* **Work required**
Which lines hold the word "this"? Copy each one.

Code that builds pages
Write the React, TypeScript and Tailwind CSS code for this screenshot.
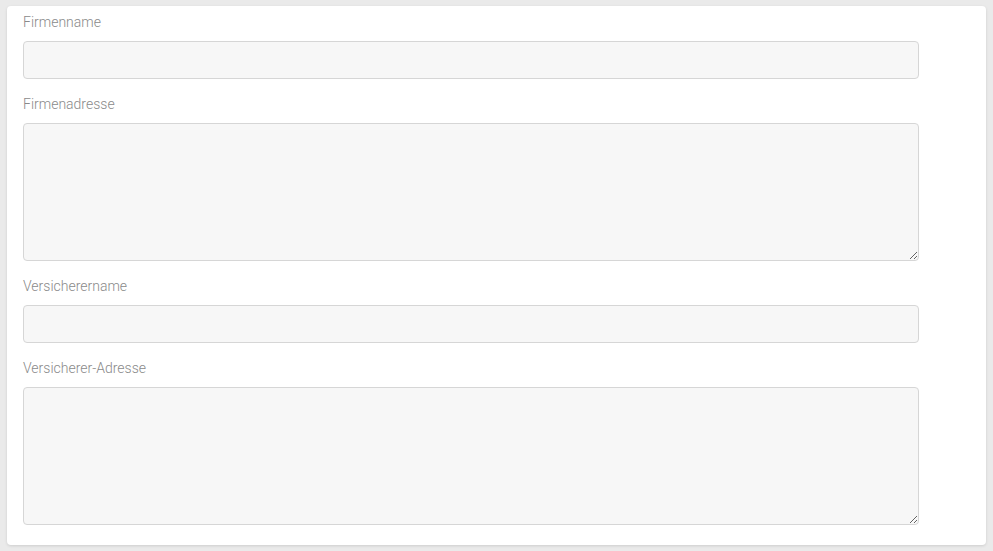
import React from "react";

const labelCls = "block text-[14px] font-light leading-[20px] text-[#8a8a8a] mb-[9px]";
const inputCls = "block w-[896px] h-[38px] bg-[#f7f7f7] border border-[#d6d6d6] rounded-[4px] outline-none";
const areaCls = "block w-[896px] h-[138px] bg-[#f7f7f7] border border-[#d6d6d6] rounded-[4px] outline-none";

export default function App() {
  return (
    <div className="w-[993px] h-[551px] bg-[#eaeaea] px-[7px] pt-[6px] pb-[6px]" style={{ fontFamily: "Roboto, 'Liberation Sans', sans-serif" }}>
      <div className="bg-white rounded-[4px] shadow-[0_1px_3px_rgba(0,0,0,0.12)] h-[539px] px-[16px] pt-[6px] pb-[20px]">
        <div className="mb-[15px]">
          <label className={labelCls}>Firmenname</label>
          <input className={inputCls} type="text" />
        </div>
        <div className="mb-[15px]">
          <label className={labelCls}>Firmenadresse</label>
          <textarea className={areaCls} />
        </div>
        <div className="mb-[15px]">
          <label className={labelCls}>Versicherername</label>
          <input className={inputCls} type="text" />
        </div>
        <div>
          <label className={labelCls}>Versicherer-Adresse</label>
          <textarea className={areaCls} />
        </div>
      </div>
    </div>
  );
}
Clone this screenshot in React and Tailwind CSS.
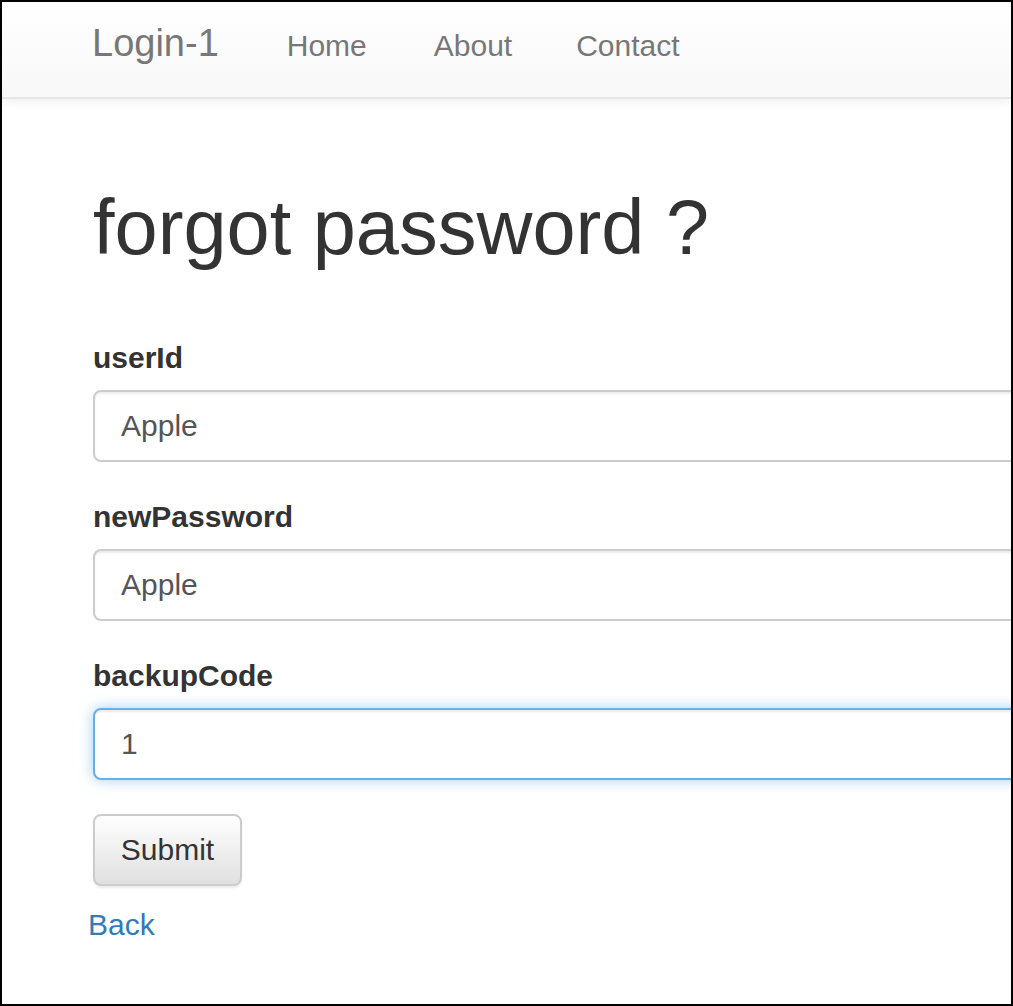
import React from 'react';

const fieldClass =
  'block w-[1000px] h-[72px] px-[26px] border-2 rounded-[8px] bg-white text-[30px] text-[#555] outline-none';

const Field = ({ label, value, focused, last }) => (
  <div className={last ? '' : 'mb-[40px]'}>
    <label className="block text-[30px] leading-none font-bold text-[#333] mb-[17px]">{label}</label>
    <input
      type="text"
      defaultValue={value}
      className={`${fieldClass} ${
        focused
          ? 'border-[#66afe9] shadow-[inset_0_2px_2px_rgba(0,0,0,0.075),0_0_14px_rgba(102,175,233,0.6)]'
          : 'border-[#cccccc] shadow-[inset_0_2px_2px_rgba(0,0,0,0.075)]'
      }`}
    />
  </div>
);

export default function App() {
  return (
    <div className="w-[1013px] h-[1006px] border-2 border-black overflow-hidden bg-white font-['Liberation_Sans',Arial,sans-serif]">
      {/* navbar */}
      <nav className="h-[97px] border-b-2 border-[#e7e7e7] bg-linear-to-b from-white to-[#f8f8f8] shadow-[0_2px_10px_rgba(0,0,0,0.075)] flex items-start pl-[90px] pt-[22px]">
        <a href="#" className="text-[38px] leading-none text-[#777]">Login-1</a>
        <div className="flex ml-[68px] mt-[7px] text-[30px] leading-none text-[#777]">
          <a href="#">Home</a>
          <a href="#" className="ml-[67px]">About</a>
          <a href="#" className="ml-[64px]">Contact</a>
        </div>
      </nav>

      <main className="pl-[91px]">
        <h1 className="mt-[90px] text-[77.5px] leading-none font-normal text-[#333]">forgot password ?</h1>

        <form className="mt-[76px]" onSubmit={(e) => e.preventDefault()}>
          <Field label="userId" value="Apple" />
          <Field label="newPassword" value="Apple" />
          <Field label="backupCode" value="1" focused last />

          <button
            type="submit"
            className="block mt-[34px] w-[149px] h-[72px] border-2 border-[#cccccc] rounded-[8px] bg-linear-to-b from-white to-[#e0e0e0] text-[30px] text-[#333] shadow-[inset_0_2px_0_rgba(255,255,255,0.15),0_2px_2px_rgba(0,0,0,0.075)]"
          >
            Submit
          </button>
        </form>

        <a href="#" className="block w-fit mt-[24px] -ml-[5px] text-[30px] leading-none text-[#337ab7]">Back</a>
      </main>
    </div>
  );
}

* **Problem solution**
Write the React, TypeScript and Tailwind CSS code for this screenshot.
Clone this screenshot in React and Tailwind CSS.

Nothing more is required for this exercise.